In the case of p_wait(0.01), I get the results below...

15.990600 25.992300
5.851800 15.853600
5.852200 15.854900
5.868000 15.870300
5.906400 15.908700
5.870200 15.872400
5.807900 15.811200
5.845300 15.847800
5.911600 15.913700
5.864300 15.866200
5.868700 15.870900

I think what is happening is that I am shifting the pyserial read to a different RTC tick after the first iteration.

I'm not sure I have a solution to this other than to spawn a thread that reads the serial input buffer in the background like you were doing.

That was it. I am marking this as a success and am closing this issue.

To recap...

  • I took the stock joystick.c and made it only send one USB ACK packet, I put the HID task in the RX ISR. Finally, I bumped the baud rate to 31250.

  • I changed the driver setting on my FTDI USB serial port to 1ms from 16ms.

  • I modified my Python p_wait statements to use a balance of sleep and while waiting, since Win10 sleep resolution is 1.5ms (over 16ms on Win7). Finally, I began to use a timer function (p_timer) that ensured that the packet writes were evenly timed.
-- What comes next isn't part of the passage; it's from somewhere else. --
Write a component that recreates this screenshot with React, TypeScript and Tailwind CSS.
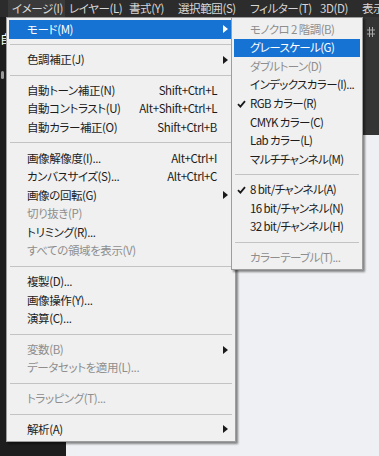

def p_wait(wait_time, min_sleep_time=0.002):
    """Wait x seconds (precise)."""
    t_0 = time.perf_counter()
    if wait_time > min_sleep_time:
        time.sleep(wait_time - min_sleep_time)
    t_1 = time.perf_counter()
    t_2 = t_1
    while t_2 - t_0 < wait_time:
        t_2 = time.perf_counter()
    return t_2 - t_0

def p_timer(t_0, wait_time, min_sleep_time=0.002):
    """Pad time by x seconds (precise)."""
    t_1 = time.perf_counter()
    if wait_time > min_sleep_time:
        time.sleep(wait_time - min_sleep_time - (t_1 - t_0))
    t_2 = time.perf_counter()
    while t_2 - t_0 < wait_time:
        t_2 = time.perf_counter()
    return t_2 - t_0

@IBNobody Are these modifications available anywhere? I am encountering similar timing issues.